I love my stove (basically a 2-year-old version of this). I got it to replace my first Kitchenaid stove, which died on me less than 2 weeks before The Stepson’s junior high graduation party. Oh, the horror. Add the limping-along fridge into that mix and you get 2 new appliances.
One of the best parts of my stove is one that rarely gets used.
Looks like a normal stove grate, right?
Shazaam! It’s a wok ring. Handy, huh?
I whipped together a quick and simple stir fry for dinner tonight, since The Gidge didn’t give me any other option. The Man has batting practice and TWO softball games, so I was on my own for dinner. He wouldn’t eat this, anyway.
Slightly untraditional in my veggie choices, but it’s what I had.
Quick Chicken Stir Fry
1 pound boneless skinless chicken breasts, cut into bite-size pieces
1 zucchini, sliced
1 8 oz package button mushrooms
6 green onions, sliced
1 small package snow peas
2 tbsp cornstarch
2 tbsp + 1/4 cup water
1/8 cup GF tamari sauce
1 tbsp olive oil
Preheat your wok (or large skillet) over high heat. Add the olive oil; when the oil is hot, add the chicken. Cook over high heat, stirring often, until chicken is cooked through, about 5 minutes.
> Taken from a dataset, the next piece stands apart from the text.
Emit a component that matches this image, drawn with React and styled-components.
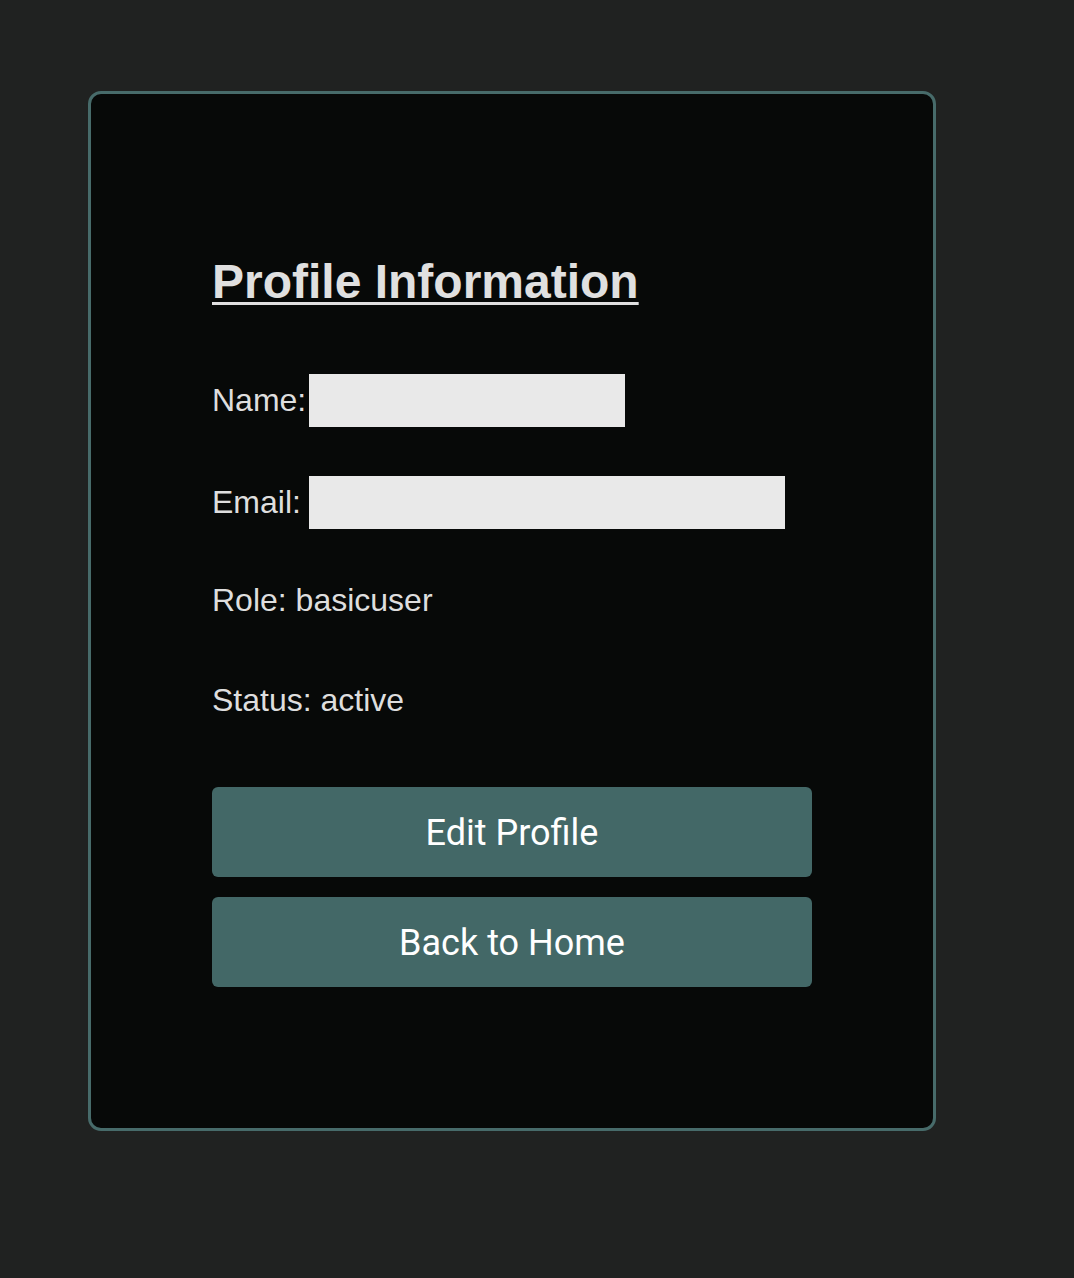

Take the chicken out of the pan and set aside.
Place the veggies into the wok and cook until softened (doesn’t take long!). Add 1/4 cup water to help steam the veggies. When the veggies are softened to your liking, add the chicken back into the wok. Turn off the heat.
Combine the cornstarch, tamari and remaining 2 tbsp water in a small bowl. Pour over the food in the wok; toss to coat. Serve over white or brown rice.
I am so proud . About 2 weeks ago, I hung bells on the doorknob to the back door, which leads to the enclosed porch, and by the back-back door, which leads to the backyard.
Tonight, The Gidge rang the bells on the back door to go out.
Now, if I could just get her to stop dining in the a la carte line. That’s her to the left, right after I yelled at her for snacking.